◆ Directive ◆
Print word for word the first line of the listing below and every line after it, through the line with "import clsx from 'clsx'". Leave out the pictures and the rest.

* START Records to use *

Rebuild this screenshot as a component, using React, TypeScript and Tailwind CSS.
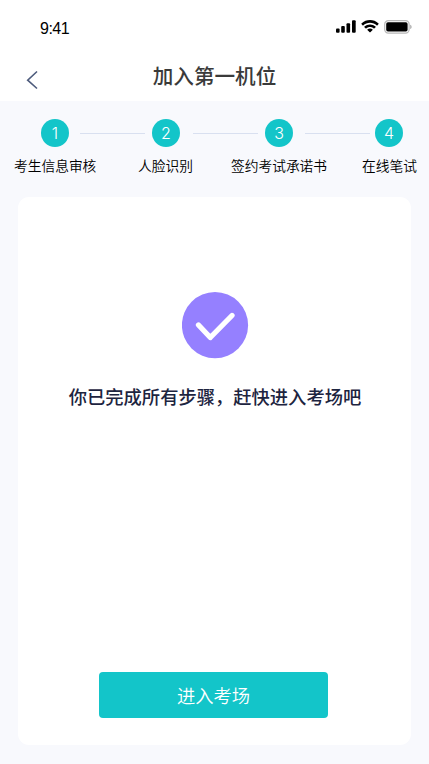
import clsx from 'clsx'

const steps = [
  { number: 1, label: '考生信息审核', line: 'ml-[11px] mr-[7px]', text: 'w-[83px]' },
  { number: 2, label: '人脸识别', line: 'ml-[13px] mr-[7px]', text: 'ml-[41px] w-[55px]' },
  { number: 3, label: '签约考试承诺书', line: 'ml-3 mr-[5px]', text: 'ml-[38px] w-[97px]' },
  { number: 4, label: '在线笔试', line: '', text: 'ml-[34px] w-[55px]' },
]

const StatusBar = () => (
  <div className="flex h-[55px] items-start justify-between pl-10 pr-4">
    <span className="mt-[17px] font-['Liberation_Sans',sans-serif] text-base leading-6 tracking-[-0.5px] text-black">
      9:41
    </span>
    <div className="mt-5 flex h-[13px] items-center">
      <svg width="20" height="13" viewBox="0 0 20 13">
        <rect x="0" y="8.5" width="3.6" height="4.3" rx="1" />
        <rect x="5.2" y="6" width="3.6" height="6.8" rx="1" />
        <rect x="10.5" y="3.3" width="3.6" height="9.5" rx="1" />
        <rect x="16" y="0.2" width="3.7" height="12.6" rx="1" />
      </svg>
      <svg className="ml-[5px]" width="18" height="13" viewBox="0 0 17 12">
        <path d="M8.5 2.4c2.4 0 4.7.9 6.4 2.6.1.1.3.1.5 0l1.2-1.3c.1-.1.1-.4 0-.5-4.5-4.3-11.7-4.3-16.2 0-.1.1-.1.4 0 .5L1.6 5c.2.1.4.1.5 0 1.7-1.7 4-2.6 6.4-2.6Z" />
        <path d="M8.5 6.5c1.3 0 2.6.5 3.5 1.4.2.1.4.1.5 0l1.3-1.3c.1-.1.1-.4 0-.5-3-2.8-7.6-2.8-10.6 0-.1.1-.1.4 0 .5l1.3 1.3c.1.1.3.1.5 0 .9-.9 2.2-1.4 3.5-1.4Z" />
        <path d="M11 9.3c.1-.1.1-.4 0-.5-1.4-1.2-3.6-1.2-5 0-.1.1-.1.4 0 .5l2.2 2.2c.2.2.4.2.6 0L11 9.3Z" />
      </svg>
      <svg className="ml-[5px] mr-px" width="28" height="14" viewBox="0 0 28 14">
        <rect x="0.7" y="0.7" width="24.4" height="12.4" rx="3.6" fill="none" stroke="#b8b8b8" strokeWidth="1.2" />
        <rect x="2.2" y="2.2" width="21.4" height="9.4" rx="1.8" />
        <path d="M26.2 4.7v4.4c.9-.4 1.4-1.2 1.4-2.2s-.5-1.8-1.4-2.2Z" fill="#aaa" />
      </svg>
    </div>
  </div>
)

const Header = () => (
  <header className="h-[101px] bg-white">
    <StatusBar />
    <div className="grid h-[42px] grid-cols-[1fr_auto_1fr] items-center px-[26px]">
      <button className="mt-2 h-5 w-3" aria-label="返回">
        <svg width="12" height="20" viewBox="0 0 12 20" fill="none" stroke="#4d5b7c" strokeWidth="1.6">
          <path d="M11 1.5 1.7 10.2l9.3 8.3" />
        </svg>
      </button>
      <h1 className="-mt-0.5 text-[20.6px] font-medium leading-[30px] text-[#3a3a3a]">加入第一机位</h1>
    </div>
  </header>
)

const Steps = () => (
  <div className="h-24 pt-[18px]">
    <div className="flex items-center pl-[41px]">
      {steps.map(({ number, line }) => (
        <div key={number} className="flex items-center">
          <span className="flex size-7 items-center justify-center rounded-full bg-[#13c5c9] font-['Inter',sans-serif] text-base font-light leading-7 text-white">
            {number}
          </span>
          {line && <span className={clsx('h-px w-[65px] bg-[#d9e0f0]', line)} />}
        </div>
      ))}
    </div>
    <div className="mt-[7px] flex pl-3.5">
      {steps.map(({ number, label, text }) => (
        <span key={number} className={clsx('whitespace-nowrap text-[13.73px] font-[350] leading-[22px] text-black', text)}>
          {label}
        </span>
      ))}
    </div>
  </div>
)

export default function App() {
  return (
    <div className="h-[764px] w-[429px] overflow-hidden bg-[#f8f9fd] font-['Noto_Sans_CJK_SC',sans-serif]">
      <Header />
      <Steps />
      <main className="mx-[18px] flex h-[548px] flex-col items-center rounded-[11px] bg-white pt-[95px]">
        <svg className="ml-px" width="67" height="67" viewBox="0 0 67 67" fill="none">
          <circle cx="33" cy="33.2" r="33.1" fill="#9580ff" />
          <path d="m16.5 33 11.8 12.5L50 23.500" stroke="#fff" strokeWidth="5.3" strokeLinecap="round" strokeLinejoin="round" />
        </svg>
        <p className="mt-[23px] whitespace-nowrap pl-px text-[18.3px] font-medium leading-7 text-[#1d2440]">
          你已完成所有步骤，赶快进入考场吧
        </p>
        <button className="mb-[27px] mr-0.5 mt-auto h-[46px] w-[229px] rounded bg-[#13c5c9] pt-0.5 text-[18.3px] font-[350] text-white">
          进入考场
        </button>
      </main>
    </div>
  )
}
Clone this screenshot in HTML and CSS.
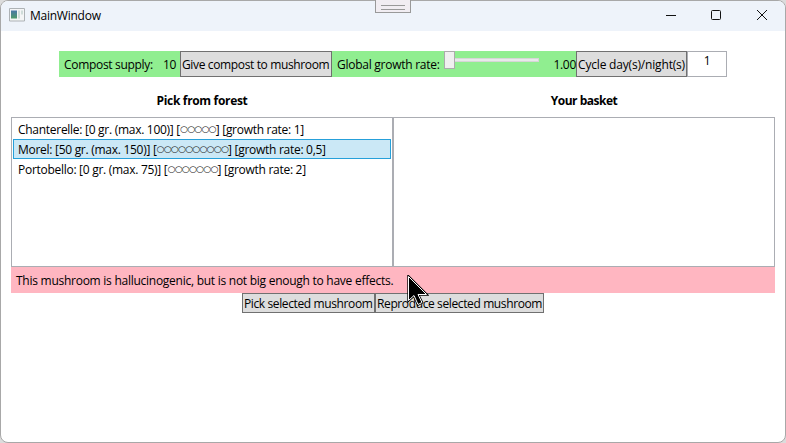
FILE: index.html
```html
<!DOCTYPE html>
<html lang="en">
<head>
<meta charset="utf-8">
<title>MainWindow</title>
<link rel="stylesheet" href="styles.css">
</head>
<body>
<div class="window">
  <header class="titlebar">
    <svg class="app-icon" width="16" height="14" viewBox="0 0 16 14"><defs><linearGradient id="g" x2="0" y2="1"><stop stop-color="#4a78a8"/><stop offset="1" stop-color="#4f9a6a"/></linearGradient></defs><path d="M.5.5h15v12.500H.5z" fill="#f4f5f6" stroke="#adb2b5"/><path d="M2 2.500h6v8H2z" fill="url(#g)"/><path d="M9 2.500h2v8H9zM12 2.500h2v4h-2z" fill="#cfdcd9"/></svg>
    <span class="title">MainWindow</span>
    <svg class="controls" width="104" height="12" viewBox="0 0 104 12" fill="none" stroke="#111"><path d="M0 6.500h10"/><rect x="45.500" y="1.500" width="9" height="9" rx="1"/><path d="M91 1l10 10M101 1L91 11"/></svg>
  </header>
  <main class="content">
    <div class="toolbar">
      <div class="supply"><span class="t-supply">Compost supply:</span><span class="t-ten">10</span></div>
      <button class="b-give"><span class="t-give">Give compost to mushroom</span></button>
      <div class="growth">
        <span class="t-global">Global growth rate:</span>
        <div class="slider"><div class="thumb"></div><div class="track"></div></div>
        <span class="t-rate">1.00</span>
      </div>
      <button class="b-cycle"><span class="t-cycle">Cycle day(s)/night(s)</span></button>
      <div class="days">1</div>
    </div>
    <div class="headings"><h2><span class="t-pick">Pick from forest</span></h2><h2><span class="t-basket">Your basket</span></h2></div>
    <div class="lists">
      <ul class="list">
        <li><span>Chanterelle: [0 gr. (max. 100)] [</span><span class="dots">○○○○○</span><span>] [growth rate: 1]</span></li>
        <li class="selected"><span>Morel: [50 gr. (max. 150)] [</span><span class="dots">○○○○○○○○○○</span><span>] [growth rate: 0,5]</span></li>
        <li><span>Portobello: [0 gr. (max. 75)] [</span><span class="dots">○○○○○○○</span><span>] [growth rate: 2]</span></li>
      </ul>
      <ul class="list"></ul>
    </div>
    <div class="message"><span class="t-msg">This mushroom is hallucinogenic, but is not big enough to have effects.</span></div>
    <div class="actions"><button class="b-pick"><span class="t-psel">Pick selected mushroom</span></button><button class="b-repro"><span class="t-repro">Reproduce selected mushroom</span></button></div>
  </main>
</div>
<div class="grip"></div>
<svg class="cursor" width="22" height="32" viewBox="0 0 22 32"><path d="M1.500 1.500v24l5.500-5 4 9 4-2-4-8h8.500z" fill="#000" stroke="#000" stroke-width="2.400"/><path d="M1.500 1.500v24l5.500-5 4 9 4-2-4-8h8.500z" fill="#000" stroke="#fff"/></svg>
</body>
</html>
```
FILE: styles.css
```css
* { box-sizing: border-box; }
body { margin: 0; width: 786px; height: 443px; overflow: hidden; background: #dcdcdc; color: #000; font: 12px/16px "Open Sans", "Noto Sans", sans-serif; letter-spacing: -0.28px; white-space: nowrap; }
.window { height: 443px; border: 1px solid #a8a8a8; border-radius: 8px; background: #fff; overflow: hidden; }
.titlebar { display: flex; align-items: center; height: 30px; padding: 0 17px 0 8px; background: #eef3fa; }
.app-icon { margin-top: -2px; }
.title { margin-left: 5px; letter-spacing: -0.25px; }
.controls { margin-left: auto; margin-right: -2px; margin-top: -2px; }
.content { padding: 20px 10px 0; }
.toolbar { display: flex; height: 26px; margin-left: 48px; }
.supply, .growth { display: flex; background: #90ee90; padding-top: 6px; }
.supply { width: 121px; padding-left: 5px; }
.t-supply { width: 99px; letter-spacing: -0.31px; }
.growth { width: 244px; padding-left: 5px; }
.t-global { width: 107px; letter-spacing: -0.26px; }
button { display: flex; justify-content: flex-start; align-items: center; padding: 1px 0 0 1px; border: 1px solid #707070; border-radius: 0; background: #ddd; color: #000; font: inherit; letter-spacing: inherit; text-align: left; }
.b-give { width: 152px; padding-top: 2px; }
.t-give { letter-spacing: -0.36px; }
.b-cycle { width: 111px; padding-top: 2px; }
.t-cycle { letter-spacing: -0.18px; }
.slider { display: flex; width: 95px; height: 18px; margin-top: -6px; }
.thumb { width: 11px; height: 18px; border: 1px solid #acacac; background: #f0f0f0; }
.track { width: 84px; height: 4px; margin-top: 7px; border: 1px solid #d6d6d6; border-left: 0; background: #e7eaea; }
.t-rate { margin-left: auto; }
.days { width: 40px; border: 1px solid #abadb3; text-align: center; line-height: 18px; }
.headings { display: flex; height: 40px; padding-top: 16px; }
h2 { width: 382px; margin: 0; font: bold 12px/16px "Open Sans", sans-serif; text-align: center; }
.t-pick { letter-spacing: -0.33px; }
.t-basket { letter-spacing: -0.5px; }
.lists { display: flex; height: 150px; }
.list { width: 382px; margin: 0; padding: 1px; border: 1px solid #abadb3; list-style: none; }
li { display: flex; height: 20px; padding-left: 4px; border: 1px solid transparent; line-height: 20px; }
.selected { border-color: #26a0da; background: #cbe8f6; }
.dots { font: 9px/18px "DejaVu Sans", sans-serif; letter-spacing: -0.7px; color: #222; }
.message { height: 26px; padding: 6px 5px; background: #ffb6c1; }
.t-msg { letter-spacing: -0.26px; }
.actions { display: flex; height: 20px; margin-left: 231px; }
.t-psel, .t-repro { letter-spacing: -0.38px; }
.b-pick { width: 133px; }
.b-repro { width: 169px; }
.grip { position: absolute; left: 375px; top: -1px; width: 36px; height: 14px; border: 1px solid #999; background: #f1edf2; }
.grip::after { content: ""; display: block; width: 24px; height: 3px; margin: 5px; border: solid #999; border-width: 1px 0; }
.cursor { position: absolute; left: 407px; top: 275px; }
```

* END Records to use *

◆ Result of the exercise ◆
Rebuild this screenshot as a component, using React, TypeScript and Tailwind CSS.
import clsx from 'clsx'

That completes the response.